The handcuff was unlocked and the prisoner was unceremoniously yanked
to a sitting posture. The handcuff once off he was Warden Mead’s
prisoner and two of that official’s assistants, Principal Keeper
Allen P. Tupper and Keeper John Martin were on hand to carry out
the warden’s orders. These were that the prisoner be removed to
the principal keeper’s office.
As Keepers Tupper and Martin laid
hold of him, the body of Czolgosz twitched convulsively, then his
head dropped to one side and he emitted a groan that will never
be forgotten by those who heard it. The prison officials raised
him from the bench but his legs bent under him. He had lost the
power of locomotion. He was conscious, apparently, but the climax
of the terrible strain which he had undergone seemed to have arrived
and there were those among the spectators through whose mind flashed
the thought that nature was about to cheat the law of the State,
and the Nation’s expressed will.
Czolgosz was fairly carried to the
office of Principal Keeper Tupper and placed in a chair. His body
fell forward, his legs were limp and his face, not marked by much
color at any time, was ashen. There were skeptics among the officers
who did not hesitate to declare their belief that the murderer was
shamming, but they were few. No time was lost in divesting Czolgosz
of his well worn clothing. As soon as this operation was begun the
assassin’s moans became so loud that they were plainly audible to
the crowd in the hall, separated from the principal keeper’s office
by the door thereof, a heavy door with a small wicket opening into
the hall, and several feet of space.
Warden Mead feared that the man was
in a dangerous way and sent post-haste for Prison Physician Gerin.

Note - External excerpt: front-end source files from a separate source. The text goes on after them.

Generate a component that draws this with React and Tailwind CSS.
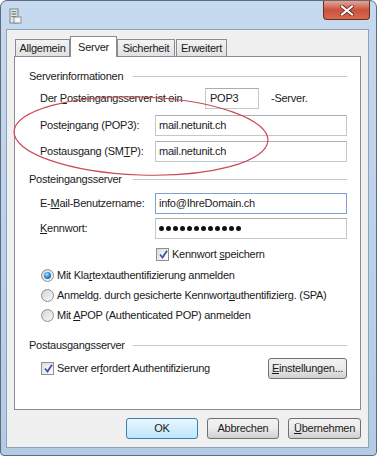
function Header({ children, className = '' }) {
    return (
        <div className={`flex items-center h-[16px] pl-[14px] pr-[13px] ${className}`}>
            <span className="w-[104px]">{children}</span>
            <div className="flex-1 h-px bg-[#c3c9cf]"></div>
        </div>
    )
}

function Field({ label, value, focus, className = '' }) {
    return (
        <div className={`flex items-center h-[21px] pl-[25px] ${className}`}>
            <span className="w-[115px]">{label}</span>
            <div className={`w-[192px] h-full flex items-center pl-[3px] bg-white border ${focus ? 'border-[#7da2ce]' : 'border-[#c2c8d0] border-t-[#abadb3]'}`}>
                {value}
            </div>
        </div>
    )
}

function Check() {
    return (
        <div className="w-[13px] h-[13px] border border-[#8e8f8f] bg-gradient-to-br from-[#dcdcdc] to-[#fbfbfb] p-[2px] flex">
            <div className="flex-1 bg-gradient-to-br from-[#e4e9ef] to-[#fdfdfd] flex items-center justify-center">
                <svg width="9" height="9" viewBox="0 0 9 9">
                    <path d="M1 4.5 L3.5 7.5 L8 0.8" fill="none" stroke="#3c56a0" strokeWidth="1.8" />
                </svg>
            </div>
        </div>
    )
}

function Radio({ on }) {
    return (
        <div className="w-[13px] h-[13px] rounded-full border border-[#8e8f8f] bg-gradient-to-br from-[#d3d3d3] to-[#fafafa] flex items-center justify-center">
            {on && <div className="w-[7px] h-[7px] rounded-full bg-[radial-gradient(circle_at_40%_35%,#b9e3ff_0%,#2a8fd8_45%,#15457e_100%)]"></div>}
        </div>
    )
}

function Btn({ children, def, className = '' }) {
    return (
        <div className={`h-[21px] flex items-center justify-center rounded-[3px] border ${def ? 'border-[#3c7fb1] bg-gradient-to-b from-[#eaf6fd] to-[#bee6fd]' : 'border-[#707070] bg-gradient-to-b from-[#f2f2f2] via-[#ebebeb] to-[#cfcfcf]'} ${className}`}>
            {children}
        </div>
    )
}

function Tab({ children, w, active }) {
    return active ? (
        <div className={`${w} h-[21px] -mb-px relative z-10 bg-white border border-b-0 border-[#898c95] flex items-start pt-[2px] justify-center`}>{children}</div>
    ) : (
        <div className={`${w} h-[17px] bg-gradient-to-b from-[#f3f3f3] to-[#e1e1e1] border border-b-0 border-[#898c95] flex items-center justify-center`}>{children}</div>
    )
}

export default function App() {
    return (
        <div className="relative w-[377px] h-[456px] rounded-t-[7px] rounded-b-[4px] border border-[#5d6b7a] bg-gradient-to-b from-[#c5d9ef] via-[#bcd2ea] to-[#b4cbe5] pt-[28px] px-[5px] pb-[6px] font-['Liberation_Sans',Arial,sans-serif] text-[11px] tracking-[-0.25px] text-[#1a1a1a]">
            {/* title icon */}
            <svg className="absolute left-[8px] top-[7px]" width="13" height="17" viewBox="0 0 13 17">
                <rect x="1" y="1" width="8" height="14" fill="#e6e8ea" stroke="#7c8288" />
                <rect x="2.5" y="3" width="5" height="1.2" fill="#5f9c62" />
                <rect x="2.5" y="5.5" width="5" height="1.2" fill="#6f7780" />
                <rect x="2.5" y="8" width="5" height="1.2" fill="#6f7780" />
                <rect x="5" y="9" width="7" height="6" fill="#f4f4f4" stroke="#8a9096" />
            </svg>
            {/* close button */}
            <div className="absolute top-0 right-[6px] w-[47px] h-[19px] rounded-b-[4px] border border-t-0 border-[#6d2b22] bg-gradient-to-b from-[#e4a597] via-[#c9523e] to-[#d96a4e] flex items-center justify-center">
                <svg width="14" height="11" viewBox="0 0 14 11">
                    <path d="M2 1.5 L12 9.5 M12 1.5 L2 9.5" stroke="#5a2018" strokeWidth="3.6" strokeLinecap="square" />
                    <path d="M2 1.5 L12 9.5 M12 1.5 L2 9.5" stroke="#ffffff" strokeWidth="2.2" strokeLinecap="square" />
                </svg>
            </div>

            <div className="w-[363px] h-[419px] border border-[#8ea2b8] bg-[#f0f0f0] px-[7px] flex flex-col">
                <div className="h-[26px] flex items-end">
                    <div className="w-px"></div>
                    <Tab w="w-[55px]">Allgemein</Tab>
                    <Tab w="w-[47px]" active>Server</Tab>
                    <Tab w="w-[58px]">Sicherheit</Tab>
                    <div className="w-px"></div>
                    <Tab w="w-[51px]">Erweitert</Tab>
                </div>

                <div className="h-[354px] bg-white border border-[#898c95] flex flex-col">
                    <Header className="mt-[11px]">Serverinformationen</Header>

                    <div className="mt-[4px] flex items-center h-[21px] pl-[25px]">
                        <span className="w-[165px]">Der <u>P</u>osteingangsserver ist ein</span>
                        <div className="w-[54px] h-full flex items-center pl-[4px] bg-white border border-[#c2c8d0] border-t-[#abadb3]">POP3</div>
                        <span className="ml-[12px]">-Server.</span>
                    </div>

                    <Field className="mt-[6px]" label={<>Poste<u>i</u>ngang (POP3):</>} value="mail.netunit.ch" />
                    <Field className="mt-[5px]" label={<>Postausgang (SM<u>T</u>P):</>} value="mail.netunit.ch" />

                    <Header className="mt-[9px]">Posteingangsserver</Header>

                    <Field className="mt-[6px]" label={<>E-<u>M</u>ail-Benutzername:</>} value="info@IhreDomain.ch" focus />
                    <div className="mt-[4px] flex items-center h-[21px] pl-[25px]">
                        <span className="w-[115px]"><u>K</u>ennwort:</span>
                        <div className="w-[192px] h-full flex items-center gap-[2px] pl-[3px] bg-white border border-[#c2c8d0] border-t-[#abadb3]">
                            {Array.from({ length: 12 }).map((_, i) => (
                                <div key={i} className="w-[5px] h-[5px] rounded-full bg-[#111]"></div>
                            ))}
                        </div>
                    </div>

                    <div className="mt-[7px] h-[16px] flex items-center gap-[3px] pl-[141px]">
                        <Check />
                        <span>Kennwort <u>s</u>peichern</span>
                    </div>

                    <div className="mt-[5px] h-[16px] flex items-center gap-[3px] pl-[26px]">
                        <Radio on />
                        <span>Mit Kla<u>r</u>textauthentifizierung anmelden</span>
                    </div>
                    <div className="mt-[4px] h-[16px] flex items-center gap-[3px] pl-[26px]">
                        <Radio />
                        <span>Anmeldg. durch gesicherte Kennwort<u>a</u>uthentifizierg. (SPA)</span>
                    </div>
                    <div className="mt-[4px] h-[16px] flex items-center gap-[3px] pl-[26px]">
                        <Radio />
                        <span>Mit <u>A</u>POP (Authenticated POP) anmelden</span>
                    </div>

                    <Header className="mt-[14px]">Postausgangsserver</Header>

                    <div className="mt-[5px] h-[21px] flex items-center pl-[26px] pr-[13px]">
                        <Check />
                        <span className="ml-[3px] flex-1">Server er<u>f</u>ordert Authentifizierung</span>
                        <Btn className="w-[79px]"><span><u>E</u>instellungen...</span></Btn>
                    </div>
                </div>

                <div className="mt-[8px] flex justify-end gap-[9px]">
                    <Btn def className="w-[72px]">OK</Btn>
                    <Btn className="w-[72px]">Abbrechen</Btn>
                    <Btn className="w-[73px]"><span><u>Ü</u>bernehmen</span></Btn>
                </div>
            </div>

            {/* red annotation ellipse */}
            <svg className="absolute left-0 top-0 pointer-events-none" width="377" height="456" viewBox="0 0 377 456">
                <ellipse cx="140" cy="135" rx="127" ry="39" transform="rotate(2 140 135)" fill="none" stroke="#cc4a55" strokeWidth="1.2" />
            </svg>
        </div>
    )
}
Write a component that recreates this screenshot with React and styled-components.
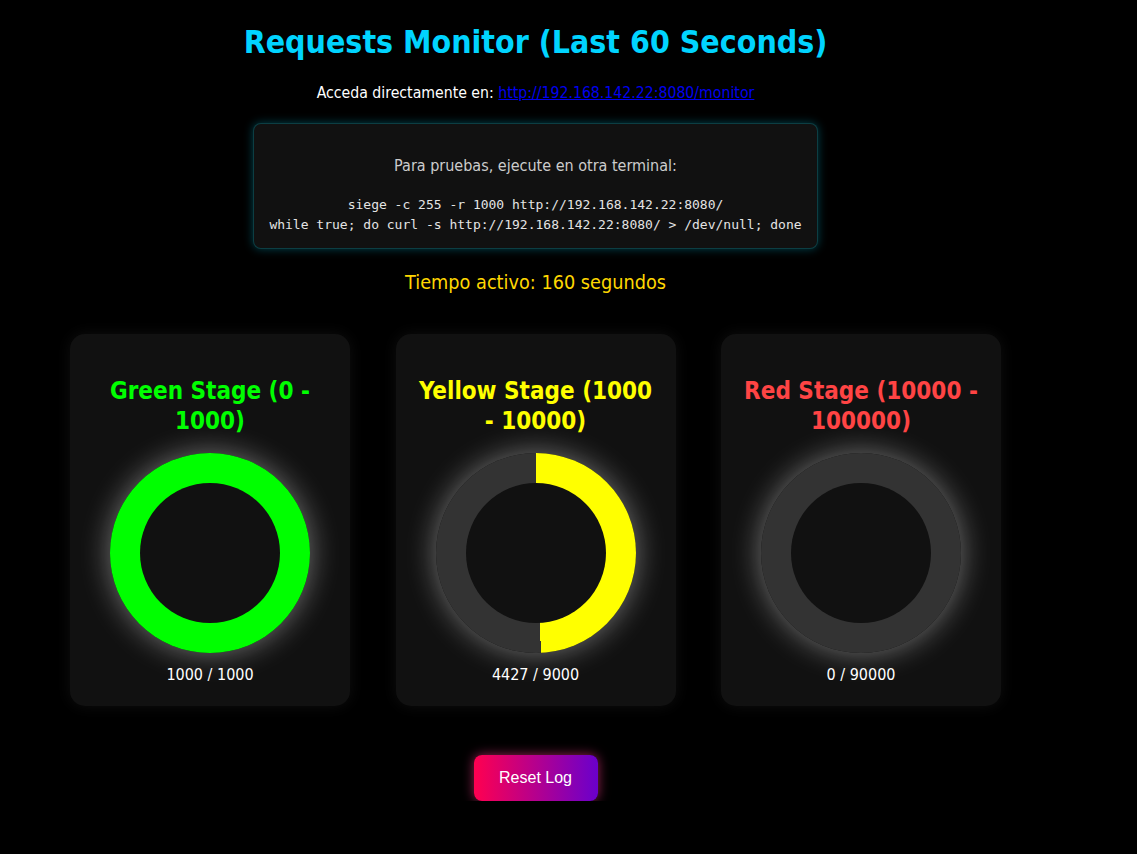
import React from "react";
import styled, { createGlobalStyle } from "styled-components";

const GlobalStyle = createGlobalStyle`
  html, body {
    margin: 0;
    padding: 0;
    background: #000;
  }
  body {
    font-family: "DejaVu Sans Condensed", "DejaVu Sans", sans-serif;
    color: #fff;
  }
`;

const stages = [
  { title: "Green Stage (0 - 1000)", color: "#00ff00", value: 1000, max: 1000 },
  { title: "Yellow Stage (1000 - 10000)", color: "#ffff00", value: 4427, max: 9000 },
  { title: "Red Stage (10000 - 100000)", color: "#ff4444", value: 0, max: 90000 },
];

const Page = styled.div`
  width: 1071px;
  display: flex;
  flex-direction: column;
  align-items: center;
  text-align: center;
  padding-top: 22px;
`;

const Title = styled.h1`
  margin: 0;
  font-size: 31.8px;
  line-height: 40px;
  font-weight: bold;
  color: #00d4ff;
`;

const LinkLine = styled.p`
  margin: 21px 0 0;
  font-size: 15.7px;
  line-height: 20px;
  a {
    color: #0000ee;
  }
`;

const InfoBox = styled.div`
  margin-top: 20px;
  width: 565px;
  height: 126px;
  box-sizing: border-box;
  padding-top: 32px;
  background: #111;
  border: 1px solid rgba(0, 200, 220, 0.25);
  border-radius: 8px;
  box-shadow: 0 0 10px rgba(0, 220, 255, 0.3);
  color: #ccc;
`;

const InfoText = styled.p`
  margin: 0 0 19px;
  font-size: 16px;
  line-height: 20px;
`;

const Code = styled.div`
  font-family: "DejaVu Sans Mono", monospace;
  font-size: 13px;
  line-height: 20px;
  color: #e4e4e4;
`;

const Uptime = styled.p`
  margin: 22px 0 0;
  font-size: 19.7px;
  line-height: 24px;
  color: #ffd700;
`;

const CardRow = styled.div`
  margin-top: 39px;
  display: flex;
  justify-content: center;
  gap: 45.5px;
`;

const Card = styled.div`
  width: 280px;
  height: 372px;
  box-sizing: border-box;
  padding: 42px 20px 0;
  background: #111;
  border-radius: 15px;
  box-shadow: 0 0 15px rgba(255, 255, 255, 0.06);
  display: flex;
  flex-direction: column;
  align-items: center;
`;

const StageTitle = styled.h2`
  margin: 0;
  font-size: 24px;
  line-height: 30px;
  font-weight: bold;
  color: ${(p) => p.color};
`;

const Ring = styled.div`
  margin-top: 17px;
  width: 200px;
  height: 200px;
  border-radius: 50%;
  display: flex;
  align-items: center;
  justify-content: center;
  box-shadow: 0 0 30px rgba(255, 255, 255, 0.42);
`;

const RingHole = styled.div`
  width: 140px;
  height: 140px;
  border-radius: 50%;
  background: #111;
`;

const Count = styled.p`
  margin: 13px 0 0;
  font-size: 16px;
  line-height: 18px;
  color: #fff;
`;

const ResetButton = styled.button`
  margin-top: 49px;
  width: 124px;
  height: 46px;
  border: none;
  border-radius: 8px;
  background: linear-gradient(90deg, #ff0050, #6a00cc);
  color: #fff;
  font-family: "Liberation Sans", Arial, sans-serif;
  font-size: 16px;
  box-shadow: 0 0 12px rgba(255, 60, 140, 0.6);
  cursor: pointer;
`;

const StageCard = ({ title, color, value, max }) => {
  const pct = Math.min(100, (value / max) * 100);
  return (
    <Card>
      <StageTitle color={color}>{title}</StageTitle>
      <Ring
        style={{
          background: `conic-gradient(${color} 0% ${pct}%, #333 ${pct}% 100%)`,
        }}
      >
        <RingHole />
      </Ring>
      <Count>
        {value} / {max}
      </Count>
    </Card>
  );
};

export default function App() {
  return (
    <>
      <GlobalStyle />
      <Page>
        <Title>Requests Monitor (Last 60 Seconds)</Title>
        <LinkLine>
          Acceda directamente en:{" "}
          <a href="#monitor">http://192.168.142.22:8080/monitor</a>
        </LinkLine>
        <InfoBox>
          <InfoText>Para pruebas, ejecute en otra terminal:</InfoText>
          <Code>siege -c 255 -r 1000 http://192.168.142.22:8080/</Code>
          <Code>
            while true; do curl -s http://192.168.142.22:8080/ &gt; /dev/null; done
          </Code>
        </InfoBox>
        <Uptime>Tiempo activo: 160 segundos</Uptime>
        <CardRow>
          {stages.map((s) => (
            <StageCard key={s.title} {...s} />
          ))}
        </CardRow>
        <ResetButton>Reset Log</ResetButton>
      </Page>
    </>
  );
}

That officer responded with all the speed at his command but by
the time he arrived Czolgosz was minus the clothes he wore when
he entered the gate and garbed in a prison made suit of dark material,
the regulation suit given convicts on their discharge from prison
and the kind which most of his 14 predecessors to the electric chair
in Auburn prison had worn. But his cries and groans had not ceased.
Dr. Gerin took charge of the man at
once, had sufficient of his clothing removed or loosened to permit
of a pretty thorough examination and then determined that the murderer
of the Nation’s Chief Magistrate was in a highly nervous state,
bordering on collapse, a condition hastened perhaps by his speedy
and none too ceremonious journey through the crowd between the station
and the gate, supplementing his dread of bodily harm. The doctor
was of the opinion, however, that his collapse was not so serious
as appeared and that Czolgosz was shamming to some extent.